Mehdi Khazali is a physician and a well-known critic of the Iranian regime who was last arrested in January for his inflammatory comments against the regime and particularly Mahmoud Ahmadinejad’s administration.

The source of Khazali angry reaction and article is a news items that was originally published in Baztab website close to a former Revolutionary Commander. The news report wrote that security agents at Imam Khomeini airport outside Tehran, “undressed a veiled woman,” an action that was extraordinary by all measures. The site reported that Iranian families had contacted it over the unusual and un-Islamic measure of the airport police.

The article in Baztab compared the behavior of the airport police with those of American military officers at Guantanamo prison and wrote, “Such security measures do not take place even under the worst security situations, and fully undressing a person is “considered a torture in detention centers such as Guantanamo.”

The police and the Revolutionary Guards who are responsible for airport security and flights have till today not responded to the incident at the airport.

Writing in his blog, Mehdi Khazali said, “Is human dignity not violated in this catastrophe?” In the piece, he used an incident from Islamic history to say that men who engaged in such activities were not men and quoted the Shii revered leader Imam Ali as having said that people unfortunately remained silent to such events then in order to protect the regime of the time. He went even further and said that the prayers that many said during the fasting month of Ramadan were rejected by Imam Ali.
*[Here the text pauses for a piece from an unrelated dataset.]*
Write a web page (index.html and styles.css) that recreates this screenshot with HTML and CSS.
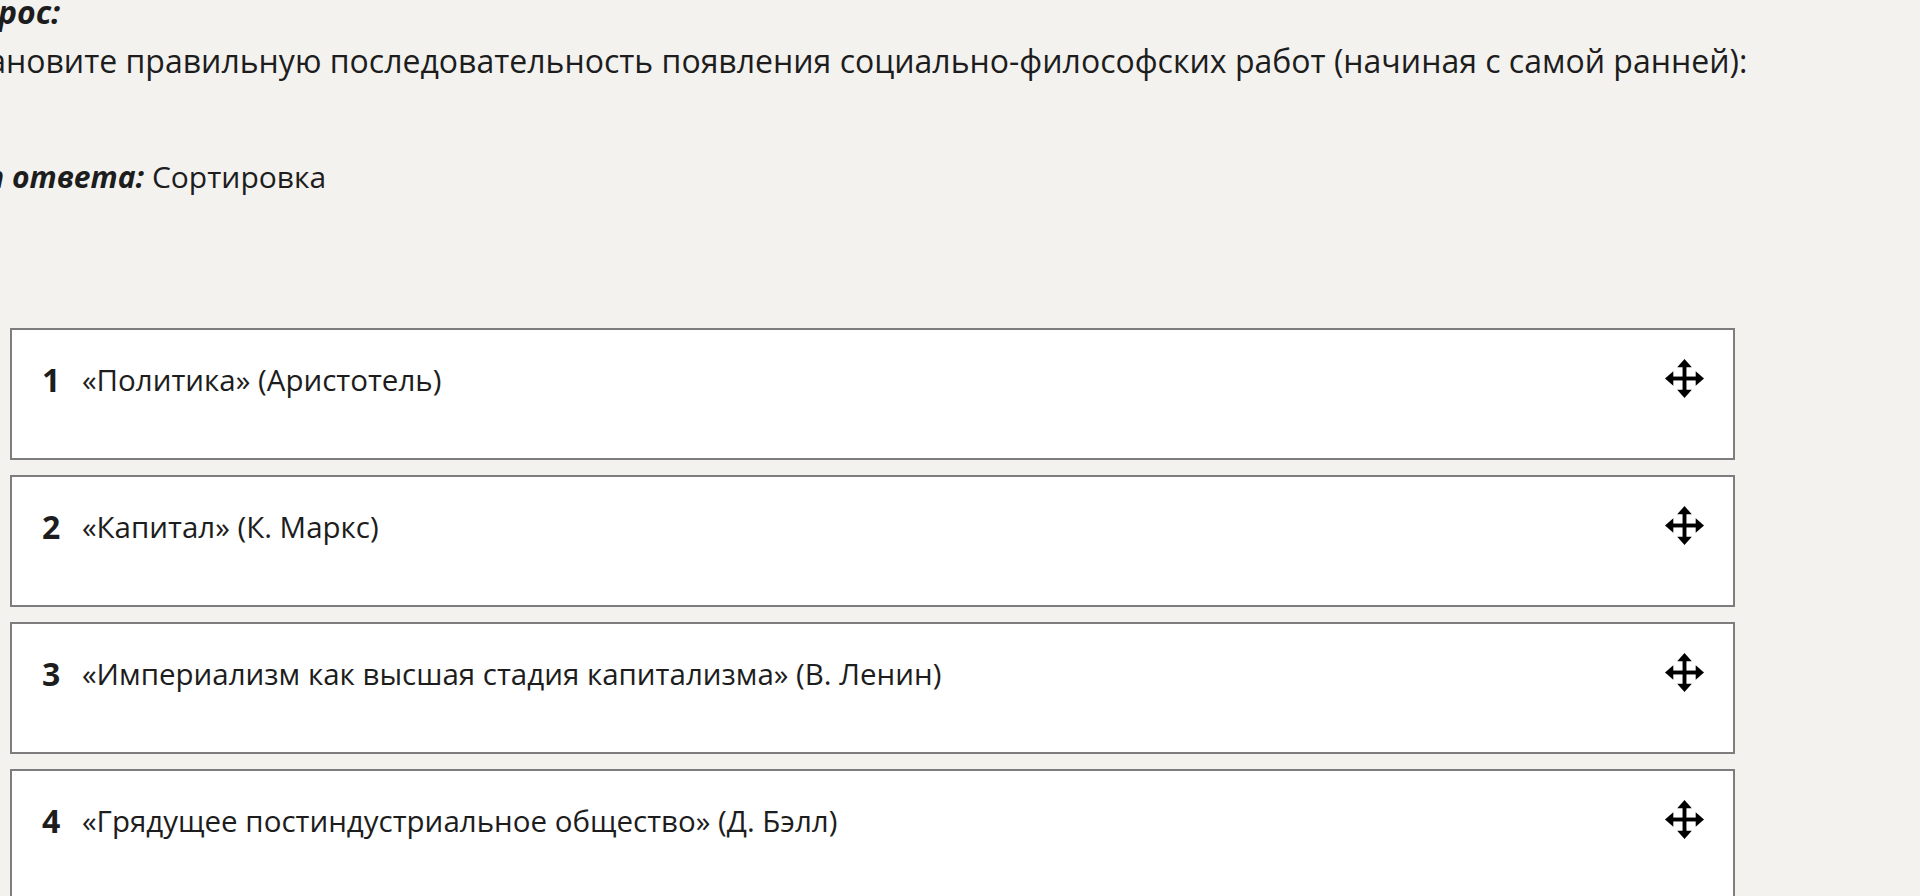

He then expressly addressed the ayatollahs and calling them protectors of the Quran and the nahjol balagha (a sacred Shiite book), and members of the Assembly of Experts (to which his father belongs), and said that the victim woman was their daughter in law, the daughter of a cleric who had a long record of service to the country, a daughter in law who had lived in ayatollah Khomeini’s house and currently worked at the home of current supreme leader.

He then addressed an anonymous ayatollah and said, “We all deserve to die because of this major calamity.” He concluded his piece by saying, “If clerics do not raise their voices over this, I swear a day will come when the daughters and daughter-in laws of senior ayatollahs in this country would be undressed by which time they should not complain.”

In another part of his piece, Khazali wrote that one day their wives’ day would come to face similar atrocities. “If you do not cry out in protest, they will yell at you so loudly that the whole world will wake up. Do not let a time come when people will yell at you. Wake up, enough of misery.”

Khazali also criticized Baztab website and wrote, “What do you mean by saying why did they undress a veiled woman? Do you mean that undressing a non-veiled woman is acceptable? We are talking about human dignity and there is no difference between a veiled and a non-veiled woman. This aggression and violation is condemned.”

While a critic of the regime, Mehdi Khazali was also a close associate of some security offices such as the infamous Saeed Imami, the architect and executioner of the serial murders of dissidents in the Islamic republic in the 1980s. But since the state violence following the 2009 presidential elections, Khazali turned into a harsh critic of the administration and even took public positions against the views of the supreme leader, and some other senior ayatollahs. His actions resulted in his father publicly disowning the dissident.